Artemis Tapınağı kalıntıları, Selçuk ilçe merkezinde, Efes Antik Kenti’ne yaklaşık 3 kilometre uzaklıkta bulunmaktadır. Tapınağa ulaşım oldukça kolaydır; Selçuk’tan yürüyerek veya kısa bir taksi yolculuğuyla varabilirsiniz. Giriş ücretsizdir ve alan her gün ziyarete açıktır. Tapınağı ziyaret ederken, sadece ayakta kalan sütunu görmekle yetinmeyin. Etrafı gezin, temellerin izlerini takip edin ve o devasa yapının bir zamanlar burada durduğunu hayal edin. Özellikle gün batımında yapılacak bir ziyaret, atmosferi daha da özel kılacaktır. Altın sarısı güneş ışıkları yalnız sütunun üzerine düştüğünde, geçmişin hayaleti adeta canlanır. Mutlaka Selçuk Efes Müzesi’ni de ziyaret edin. Müzede sergilenen Artemis heykelleri, tapınağın ruhunu ve Efes Artemis’inin benzersiz karakterini anlamanız için vazgeçilmezdir.

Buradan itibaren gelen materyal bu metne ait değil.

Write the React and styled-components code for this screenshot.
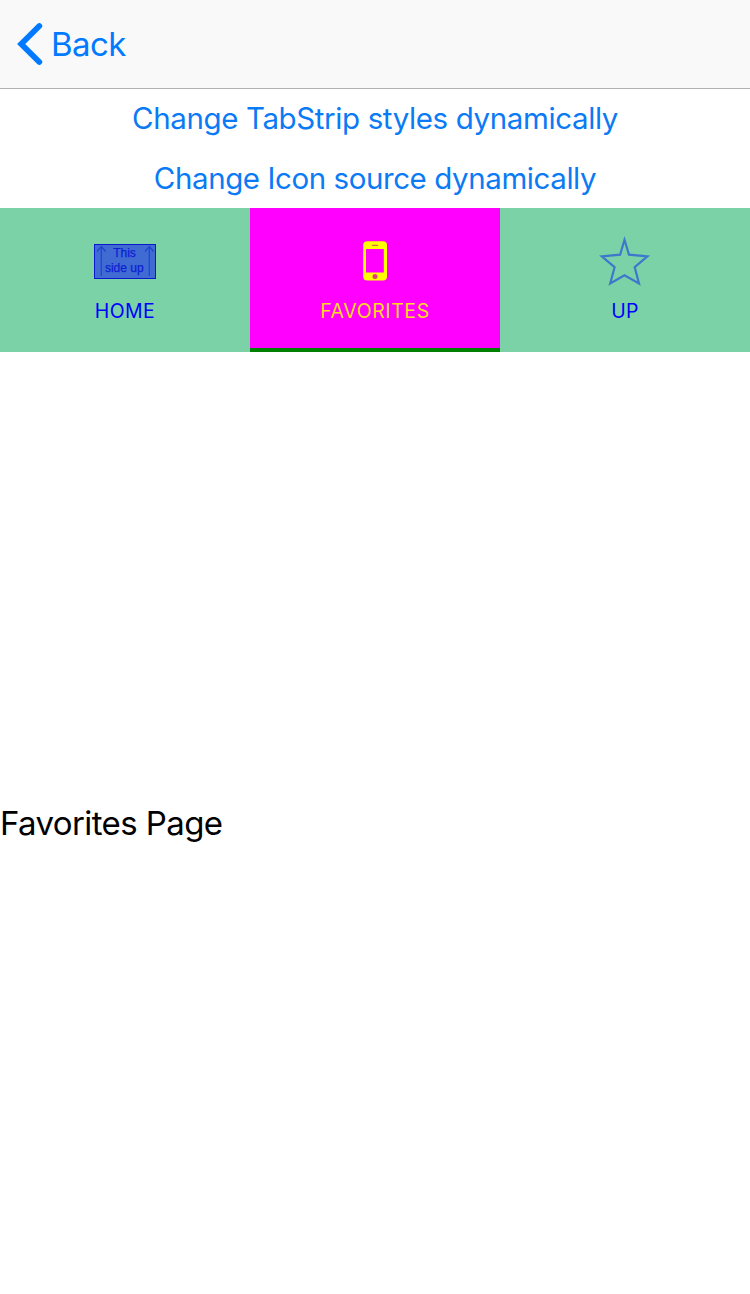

Ayrıca, Efes Antik Kenti turuna Artemis Tapınağı ziyaretini de dahil ederek, bölgenin tüm antik zenginliklerini keşfedebilirsiniz. Artemis Tapınağı, fiziksel olarak neredeyse tamamen yok olmuş olsa da, yarattığı etki ve bıraktığı miras asla kaybolmayacaktır. Bu muhteşem yapı, antik dünyanın mimari dehası, sanat anlayışı ve inanç gücünün en güçlü sembollerinden biridir. Yedi kez yıkılıp yedi kez yeniden inşa edilen bu tapınak, insanlığın azim ve kararlılığının da bir anıtıdır. Bugün Artemis Tapınağı’nın kalıntıları önünde duran her ziyaretçi, kayıp bir harikayı hayal ederken, aslında insanlık tarihinin en parlak sayfalarından birine tanıklık eder. Göklere yükselen 127 sütun artık yok olsa da, bu yapının ruhu hala Efes topraklarında yaşamaktadır. Artemis Tapınağı, bize geçmişin ne kadar muhteşem olabileceğini ve aynı zamanda ne kadar kırılgan olduğunu hatırlatır. Kültürel mirası korumak, gelecek nesillere aktarmak ve tarihin derslerini unutmamak için bu kayıp harika, bizlere ilham vermeye devam edecektir. Belki bir gün gelişen teknolojiler sayesinde, bu görkemli tapınağı tam anlamıyla yeniden görebileceğiz. O zamana kadar, hayal gücümüz ve tarihsel belgelerin rehberliğinde, Artemis’in bulutlara uzanan evini zihnimizde yeniden inşa etmeye devam edeceğiz.